As to what Texas might have to be uncertain about, the album offers a few suggestions. “Brown & Root, Brown & Root” is cued by a terse monologue from Steve Earle explaining that Brown & Root are the Texas construction company eventually bought out by Halliburton, supplier to military misadventures in Vietnam, Iraq and elsewhere. Crowell and Earle’s baleful duet is the lament of the poor man who finds himself toiling to make rich men richer. “The Border”, one of the best things Crowell has written, is a Springsteen-esque study of a good man upholding order amid moral chaos. It is laced with reminders that the divide between Texas and Mexico is more fluid than some US presidents prefer to believe, with flamenco guitar and accordion.
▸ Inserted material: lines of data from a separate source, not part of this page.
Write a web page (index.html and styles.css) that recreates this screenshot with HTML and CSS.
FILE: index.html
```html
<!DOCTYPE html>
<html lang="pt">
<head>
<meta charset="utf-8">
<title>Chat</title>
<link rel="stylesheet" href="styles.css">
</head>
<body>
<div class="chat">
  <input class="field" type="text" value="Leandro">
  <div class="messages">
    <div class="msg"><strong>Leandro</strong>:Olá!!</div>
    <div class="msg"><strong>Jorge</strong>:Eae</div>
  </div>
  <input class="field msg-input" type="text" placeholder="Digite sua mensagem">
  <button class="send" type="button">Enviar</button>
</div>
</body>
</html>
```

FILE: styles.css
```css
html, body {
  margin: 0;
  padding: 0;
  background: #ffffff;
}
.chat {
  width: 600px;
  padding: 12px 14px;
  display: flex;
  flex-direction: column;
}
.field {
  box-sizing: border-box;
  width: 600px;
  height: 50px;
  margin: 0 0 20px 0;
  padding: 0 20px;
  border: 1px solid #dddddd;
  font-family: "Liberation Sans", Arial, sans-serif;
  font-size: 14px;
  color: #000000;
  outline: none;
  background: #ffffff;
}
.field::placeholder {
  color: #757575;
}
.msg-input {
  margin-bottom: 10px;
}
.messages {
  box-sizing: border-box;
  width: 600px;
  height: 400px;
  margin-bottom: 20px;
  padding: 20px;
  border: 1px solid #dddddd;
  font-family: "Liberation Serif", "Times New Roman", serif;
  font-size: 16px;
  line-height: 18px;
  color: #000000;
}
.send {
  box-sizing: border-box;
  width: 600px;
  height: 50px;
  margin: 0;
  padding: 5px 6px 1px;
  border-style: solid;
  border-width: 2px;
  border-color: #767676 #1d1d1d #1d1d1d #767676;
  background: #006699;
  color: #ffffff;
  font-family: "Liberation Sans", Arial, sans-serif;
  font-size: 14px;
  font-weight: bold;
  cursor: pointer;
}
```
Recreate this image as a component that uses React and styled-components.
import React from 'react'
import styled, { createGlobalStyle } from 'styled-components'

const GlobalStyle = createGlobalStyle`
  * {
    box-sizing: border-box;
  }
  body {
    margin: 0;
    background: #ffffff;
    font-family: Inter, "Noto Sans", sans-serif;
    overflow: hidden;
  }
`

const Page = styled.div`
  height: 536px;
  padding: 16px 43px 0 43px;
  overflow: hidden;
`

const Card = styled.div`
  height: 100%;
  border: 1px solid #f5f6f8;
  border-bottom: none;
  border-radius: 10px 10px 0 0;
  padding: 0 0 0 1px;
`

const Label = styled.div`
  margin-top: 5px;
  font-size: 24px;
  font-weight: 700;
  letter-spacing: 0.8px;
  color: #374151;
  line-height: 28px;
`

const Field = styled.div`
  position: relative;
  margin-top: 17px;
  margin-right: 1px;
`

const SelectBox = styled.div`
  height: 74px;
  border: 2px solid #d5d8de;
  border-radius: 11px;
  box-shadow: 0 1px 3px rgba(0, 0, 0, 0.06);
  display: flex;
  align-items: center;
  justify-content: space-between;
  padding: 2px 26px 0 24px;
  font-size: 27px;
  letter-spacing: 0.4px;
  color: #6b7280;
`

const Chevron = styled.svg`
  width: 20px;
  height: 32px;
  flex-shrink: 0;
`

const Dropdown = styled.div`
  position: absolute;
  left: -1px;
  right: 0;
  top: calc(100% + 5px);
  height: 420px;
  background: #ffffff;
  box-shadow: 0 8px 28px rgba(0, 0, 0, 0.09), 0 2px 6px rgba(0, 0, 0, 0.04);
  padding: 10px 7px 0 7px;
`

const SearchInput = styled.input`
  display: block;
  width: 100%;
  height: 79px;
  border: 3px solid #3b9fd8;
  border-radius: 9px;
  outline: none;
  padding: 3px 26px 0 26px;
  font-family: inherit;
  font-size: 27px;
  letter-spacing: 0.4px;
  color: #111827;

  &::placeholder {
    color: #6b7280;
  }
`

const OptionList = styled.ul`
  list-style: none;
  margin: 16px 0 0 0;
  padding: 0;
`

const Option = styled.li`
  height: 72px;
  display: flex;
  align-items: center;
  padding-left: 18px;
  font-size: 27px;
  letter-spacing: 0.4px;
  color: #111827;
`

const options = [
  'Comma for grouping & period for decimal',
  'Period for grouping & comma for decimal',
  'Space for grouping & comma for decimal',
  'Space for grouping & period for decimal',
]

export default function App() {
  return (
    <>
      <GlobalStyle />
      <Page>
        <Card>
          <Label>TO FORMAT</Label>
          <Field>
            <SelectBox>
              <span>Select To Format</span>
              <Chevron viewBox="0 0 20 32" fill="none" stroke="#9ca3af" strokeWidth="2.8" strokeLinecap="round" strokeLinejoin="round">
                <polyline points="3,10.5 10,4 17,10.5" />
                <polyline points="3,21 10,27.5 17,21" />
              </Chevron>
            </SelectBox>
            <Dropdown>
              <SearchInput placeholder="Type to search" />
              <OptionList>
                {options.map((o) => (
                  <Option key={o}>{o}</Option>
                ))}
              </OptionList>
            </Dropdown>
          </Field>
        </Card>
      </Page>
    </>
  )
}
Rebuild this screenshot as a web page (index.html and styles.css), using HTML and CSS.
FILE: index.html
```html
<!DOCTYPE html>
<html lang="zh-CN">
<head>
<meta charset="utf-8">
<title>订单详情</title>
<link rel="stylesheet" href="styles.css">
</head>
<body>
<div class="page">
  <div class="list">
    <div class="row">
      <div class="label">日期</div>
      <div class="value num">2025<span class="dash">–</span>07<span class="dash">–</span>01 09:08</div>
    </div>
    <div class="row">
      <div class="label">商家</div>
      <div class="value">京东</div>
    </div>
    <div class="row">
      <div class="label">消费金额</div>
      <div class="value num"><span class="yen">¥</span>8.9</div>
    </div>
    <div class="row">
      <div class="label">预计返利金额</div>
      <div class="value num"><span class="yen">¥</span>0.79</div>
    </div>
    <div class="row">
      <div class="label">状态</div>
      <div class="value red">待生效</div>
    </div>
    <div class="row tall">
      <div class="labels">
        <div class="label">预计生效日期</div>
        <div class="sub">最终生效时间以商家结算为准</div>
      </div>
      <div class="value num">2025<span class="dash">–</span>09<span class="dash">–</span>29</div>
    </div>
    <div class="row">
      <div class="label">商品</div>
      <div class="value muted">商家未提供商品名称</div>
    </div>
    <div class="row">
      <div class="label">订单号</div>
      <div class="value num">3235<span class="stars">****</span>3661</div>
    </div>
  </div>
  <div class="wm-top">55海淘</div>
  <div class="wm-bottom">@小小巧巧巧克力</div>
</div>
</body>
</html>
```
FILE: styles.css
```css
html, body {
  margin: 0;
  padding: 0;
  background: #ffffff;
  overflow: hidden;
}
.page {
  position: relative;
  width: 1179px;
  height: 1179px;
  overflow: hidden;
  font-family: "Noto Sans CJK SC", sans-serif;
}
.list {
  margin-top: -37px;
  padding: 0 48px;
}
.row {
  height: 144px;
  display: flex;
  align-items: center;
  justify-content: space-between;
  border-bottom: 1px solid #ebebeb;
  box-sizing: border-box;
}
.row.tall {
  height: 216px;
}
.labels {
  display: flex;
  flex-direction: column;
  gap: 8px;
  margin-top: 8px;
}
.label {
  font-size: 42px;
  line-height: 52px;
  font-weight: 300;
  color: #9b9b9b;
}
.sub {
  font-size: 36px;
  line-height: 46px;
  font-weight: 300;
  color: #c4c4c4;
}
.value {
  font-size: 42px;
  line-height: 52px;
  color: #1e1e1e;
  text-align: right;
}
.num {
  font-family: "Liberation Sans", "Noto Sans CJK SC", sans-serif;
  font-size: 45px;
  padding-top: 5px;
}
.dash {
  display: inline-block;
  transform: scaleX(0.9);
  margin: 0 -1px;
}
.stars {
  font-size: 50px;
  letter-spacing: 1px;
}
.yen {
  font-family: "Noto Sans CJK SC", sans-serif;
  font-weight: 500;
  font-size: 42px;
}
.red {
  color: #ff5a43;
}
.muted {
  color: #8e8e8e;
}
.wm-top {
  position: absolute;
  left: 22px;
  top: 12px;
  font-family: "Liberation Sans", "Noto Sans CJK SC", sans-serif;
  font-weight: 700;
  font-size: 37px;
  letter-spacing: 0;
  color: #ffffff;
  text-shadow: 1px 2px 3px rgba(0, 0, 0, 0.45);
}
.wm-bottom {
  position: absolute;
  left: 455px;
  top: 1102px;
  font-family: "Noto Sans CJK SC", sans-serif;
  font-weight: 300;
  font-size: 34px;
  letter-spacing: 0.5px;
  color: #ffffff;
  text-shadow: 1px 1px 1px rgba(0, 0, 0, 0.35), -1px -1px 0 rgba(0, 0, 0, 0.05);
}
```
As always with Crowell, the essence is in the characters, drawn vividly with a few drawled lines. Crowell’s influence on subsequent generations of wry troubadours – Hayes Carll, Todd Snider, Rhett Miller et al – is considerable, but surely only Crowell could inhabit the delusional barfly of “I’ll Show Me” sufficiently convincingly to land, “I kind of see myself as a young Richard Burton reading Dylan Thomas to some Welsh coquette.” If Texas is a deliberately ambiguous assessment of Crowell’s home state, it’s also a resounding endorsement of the enduring powers of its composer.